Traffico di droga, 10 anni per chiedere il processo

L’operazione, con l’impiego di decine di carabinieri, portò all’arresto di 9 persone Sull’inchiesta l’ombra della camorra, l’udienza preliminare fissata a luglio

SULMONA. All'epoca, era il 2006, la notizia finì su tutte le prime pagine dei quotidiani e fu l’apertura di molti Tg. Decine di carabinieri con cani antidroga impegnati nelle campagne di Castelvecchio Subequo e gli elicotteri che sorvolavano il cielo del piccolo centro della Valle Subequana messo a soqquadro per un giorno dalle forze dell’ordine.

Tutti impegnati a stanare un’organizzazione dedita allo spaccio di stupefacenti. In quella circostanza i carabinieri dissero che si trattava di un gruppo di trafficanti e spacciatori sospettati di avere rapporti con il clan camorristico Limelli-Vangone. Un’operazione in grande stile, per bloccare un traffico di droga tra la Campania e l’Abruzzo, che portò all’arresto di nove persone e al recupero di un consistente quantitativo di droga che era stato nascosto in un contenitore di plastica e seppellito in un campo. Una vicenda giudiziaria che dal 2009, anno in cui vennero chiuse le indagini preliminari, è rimasta conservata in qualche scaffale del terzo piano del palazzo di giustizia di piazza Capograssi. E che ora è miracolosamente riapparsa a distanza di più di 10 anni con la richiesta di rinvio a giudizio di 8 dei nove imputati. Si tratta di un’intera famiglia di Castelvecchio Subequo, i fratelli Salvatore, Massimo e Domenico Franzese, la moglie di Massimo, Maria Tresca, Tommaso Di Rocco di Pescara, Giuseppe Valeri, Tonio Valeri e Silvana Di Pietro, tutti di Raiano. Per loro le accuse sono di detenzione e spaccio di sostanze stupefacenti. Il caso è stato additato come esempio di giustizia lumaca, con un fascicolo che viene aperto nel 2006 e viene chiuso alla fine di febbraio del 2016, con la richiesta di rinvio a giudizio degli imputati. L’udienza davanti al gup è stata fissata al prossimo 7 luglio. Ma intanto il procuratore Giuseppe Bellelli, arrivato a Sulmona lo scorso mese di ottobre, vuole vederci chiaro su come sia stato possibile che un’inchiesta chiusa nel 2009, sia rimasta sospesa fino a pochi giorni fa. La ricerca ha portato a scoprire che all’epoca la comunicazione di conclusione delle indagini fu notificata a uno solo dei nove indagati. Poi il trasferimento in altra sede del sostituto procuratore titolare delle indagini decretò la sospensione momentanea dell’inchiesta, con gli avvocati che si guardarono bene dal segnalare il caso, così da ritardare il più possibile il corso della giustizia.
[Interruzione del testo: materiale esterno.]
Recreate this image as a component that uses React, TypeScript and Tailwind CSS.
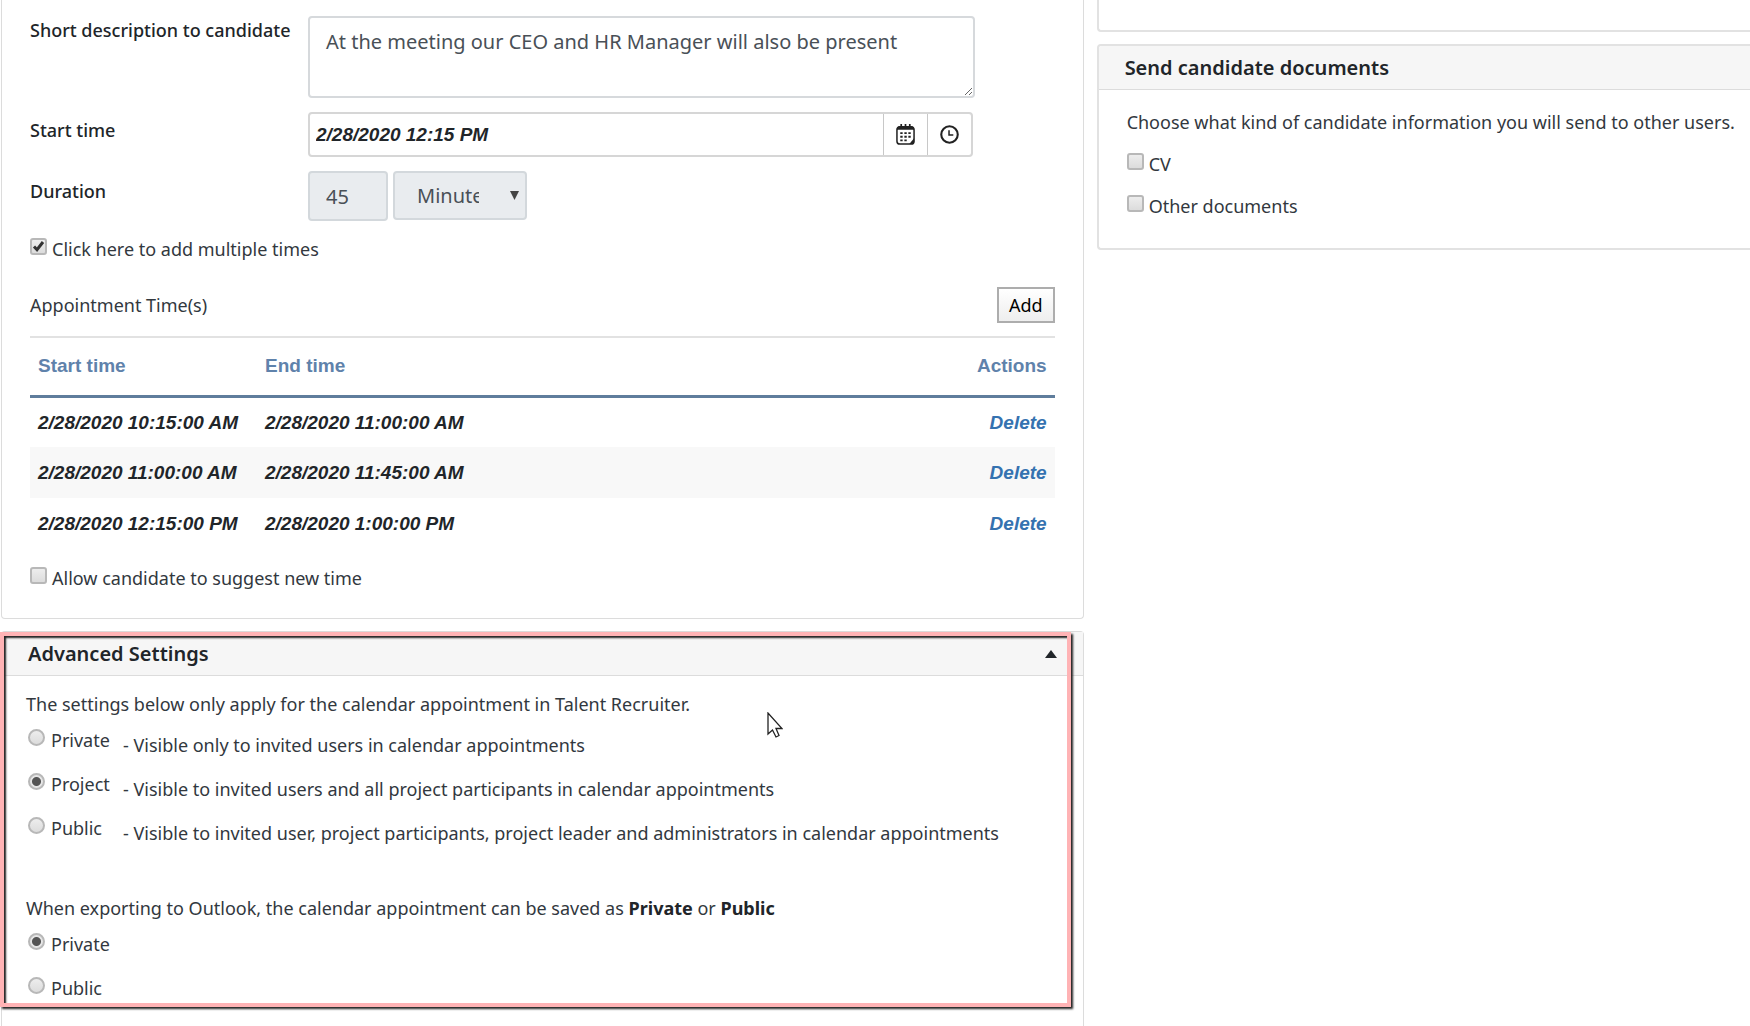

Bisognerà aspettare fino al 2013 quando un altro sostituto procuratore viene messo a conoscenza dell’inchiesta ferma ormai da quattro anni, per far ripartire di nuovo le notifiche, questa volta recapitate a tutti gli indagati. Solo a maggio dello scorso anno si arriva alla nuova richiesta di rinvio a giudizio che però, viene depositata all’ufficio del gup Marco Billi il 25 febbraio scorso.

Fascicolo che il giudice si preoccupa di esaminare lo stesso giorno fissando l’udienza preliminare al prossimo mese di luglio. Ma gli avvocati degli imputati già promettono battaglia. «Si tratta di una vicenda che risale a 10 anni fa che ha visto protagoniste persone diverse dalle attuali che nel frattempo si sono sposate e hanno messo su famiglia», evidenzia l’avvocato Daniele Di Bartolo, che difende Giuseppe e Tonio Valeri e Silvana Di Pietro, «tra l’altro i fatti contestati sono stati già definiti con un patteggiamento della pena che è già stata espiata». Insomma le sorprese continuano a stare dietro l’angolo di una vicenda giudiziaria che sembra non avere mai fine.